The final vector data generated by applying the vectorization process with the criteria above are displayed in
Fig-20. Consequently, a great success was achieved for fixing the lines at the parcel boundaries; however, the noises could not be removed completely.
The performance of the proposed model was evaluated by comparing the results with two commercial raster-to-vector programs, WinTopo and Scan2CAD. For comparison, the images in
Fig. 13,
Fig. 21, and
Fig. 22 were processed by all the three models and the results were indicated in
Table 1. The images were acquired in 200 dpi and 8 bit radiometric resolution by using scanner. So, before the threshold processing, images have 256 grey values.
Our results indicated that WinTopo completed the vectorization process in the shortest computation time; however, it divided the lines into many pieces, which resulted in too many objects. This also required intense and time consuming post-processing process after the vectorization. Scan2CAD performed a quality vectorization process with acceptable number of objects. However, there were still some errors on vector images.
MUSCLE also provided very successful results, especially for the images with straight lines. The model generated an individual vector for each piece of line, which reduced the number of final objects. This feature also reduced the computation time in the process of correcting the errors. However, total time spent on vectorization process was longer than the time spent by using the other two commercial programs since the current version of the MUSCLE was not professionally optimized.
5. Conclusions
In this study, a new model, MUSCLE, was developed by implementing an appropriate computer programming to automatically vectorize the raster data with straight lines. The model allows users to define specified criteria which are crucial for the success of vectorization process. A basic vectorization application presented in this study cannot be totally generalized, yet it showed that this model is able to successfully vectorize raster images with straight lines. More work in necessary to improve the quality of the vectorized image such as automated selection of user defined optimum combinations for the criteria.
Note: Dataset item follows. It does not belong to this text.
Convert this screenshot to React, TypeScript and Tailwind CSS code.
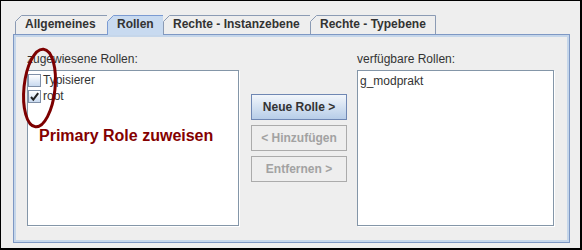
import React from "react";

function Tab({ label, width, selected, last }: { label: string; width: number; selected?: boolean; last?: boolean }) {
  const h = selected ? 20 : 19;
  const stroke = selected ? "#7b9bd2" : "#8b9bb4";
  return (
    <div className={selected ? "relative h-[20px] z-10" : "relative h-[19px]"} style={{ width }}>
      <svg className="absolute inset-0" width={width} height={h}>
        <path
          d={`M0 ${h} V6.5 L6.5 0 H${width} V${h} Z`}
          fill={selected ? "#c8daf0" : "#eeeeee"}
        />
        <path
          d={last ? `M0.5 ${h} V6.5 L6.5 0.5 H${width - 0.5} V${h}` : `M0.5 ${h} V6.5 L6.5 0.5 H${width}`}
          fill="none"
          stroke={stroke}
          strokeWidth="1"
        />
      </svg>
      <div className="relative pl-[10px] h-[19px] leading-[19px] text-[12px] font-bold text-[#333333] whitespace-nowrap">
        {label}
      </div>
    </div>
  );
}

function Check({ checked }: { checked?: boolean }) {
  return (
    <div className="relative w-[13px] h-[13px] border border-[#7f90a8] bg-gradient-to-b from-[#ffffff] to-[#c9daef] shrink-0">
      {checked && (
        <svg className="absolute left-[0px] top-[0px]" width="11" height="11" viewBox="0 0 11 11">
          <path d="M2 6 L4.3 8.6 L9.2 2.2" fill="none" stroke="#222222" strokeWidth="2" />
        </svg>
      )}
    </div>
  );
}

export default function App() {
  return (
    <div
      className="relative w-[582px] h-[250px] bg-[#eeeeee] border-l border-t border-r-2 border-b-2 border-black pt-[14px] pl-[12px]"
      style={{ fontFamily: '"Liberation Sans", Arial, sans-serif' }}
    >
      <div className="flex items-start pl-[2px] h-[20px] mb-[-1px]">
        <Tab label="Allgemeines" width={92} />
        <Tab label="Rollen" width={56} selected />
        <Tab label="Rechte - Instanzebene" width={147} />
        <Tab label="Rechte - Typebene" width={126} last />
      </div>
      <div className="w-[557px] h-[209px] border border-[#7e98c4]">
        <div className="h-full border-2 border-[#c5d6ea] flex pl-[11px] pt-[15px] text-[12px] text-[#333333]">
          <div className="w-[212px] flex flex-col">
            <div className="leading-[14px] h-[14px]">zugewiesene Rollen:</div>
            <div className="mt-[4px] h-[156px] bg-white border border-[#8496a8] shadow-[1px_1px_0_#ffffff]">
              <div className="flex items-center h-[17px] pt-[1px]">
                <Check />
                <span className="ml-[2px] leading-[17px]">Typisierer</span>
              </div>
              <div className="flex items-center h-[17px]">
                <Check checked />
                <span className="ml-[2px] leading-[17px]">root</span>
              </div>
              <div className="mt-[22px] ml-[11px] text-[16px] leading-[18px] font-bold text-[#840000] whitespace-nowrap">
                Primary Role zuweisen
              </div>
            </div>
          </div>
          <div className="ml-[12px] mt-[42px] w-[96px] flex flex-col gap-[5px]">
            <div className="h-[26px] border border-[#6f87b3] bg-gradient-to-b from-[#f2f6fb] to-[#b7cde8] flex items-center justify-center font-bold text-[#333333]">
              Neue Rolle &gt;
            </div>
            <div className="h-[26px] border border-[#ababab] flex items-center justify-center font-bold text-[#a2a2a2]">
              &lt; Hinzufügen
            </div>
            <div className="h-[26px] border border-[#ababab] flex items-center justify-center font-bold text-[#a2a2a2]">
              Entfernen &gt;
            </div>
          </div>
          <div className="ml-[10px] w-[197px] flex flex-col">
            <div className="leading-[14px] h-[14px]">verfügbare Rollen:</div>
            <div className="mt-[4px] h-[156px] bg-white border border-[#8496a8] shadow-[1px_1px_0_#ffffff] pl-[2px] pt-[2px] leading-[17px]">
              g_modprakt
            </div>
          </div>
        </div>
      </div>
      <svg className="absolute left-[17px] top-[43px]" width="44" height="90">
        <ellipse cx="21.5" cy="44" rx="15.5" ry="39" fill="none" stroke="#7d0000" strokeWidth="3" transform="rotate(6 21.5 44)" />
      </svg>
    </div>
  );
}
The unique contribution of this model can be described briefly as its potential for vectorizing straight lines based on a line thinning and simple neighborhood analysis, without performing line following-chain coding and vector reduction stages. Besides, the model has the ability to vectorize not only the maps with linear lines such as cadastral map sheets, township plans, etc., but also other documents such as technical drawings, machine pieces, architectural drawings, etc., which are to be converted from a analogue format to digital format. It is highly anticipated that MUSCLE can provide a quick and simple way to efficiently vectorize raster images. There are several opportunities to improve this model such as vectorizing curve lines and refining model interface.
The sample application, where the performance of the model has been compared with the two well known commercial vectorization programs, indicated that the current version of MUSCLE can perform a successful vectorization task. It was believed that refining and optimizing the algorithm by professionals would improve the vectorization process. Further researches are also required through an extended and a diversified sample space to expose the feasible application areas of MUSCLE. Yet, our results suggest that MUSCLE may offer opportunities for replacing the complicated digitizing tasks with a concise, automatic and computer-aided process.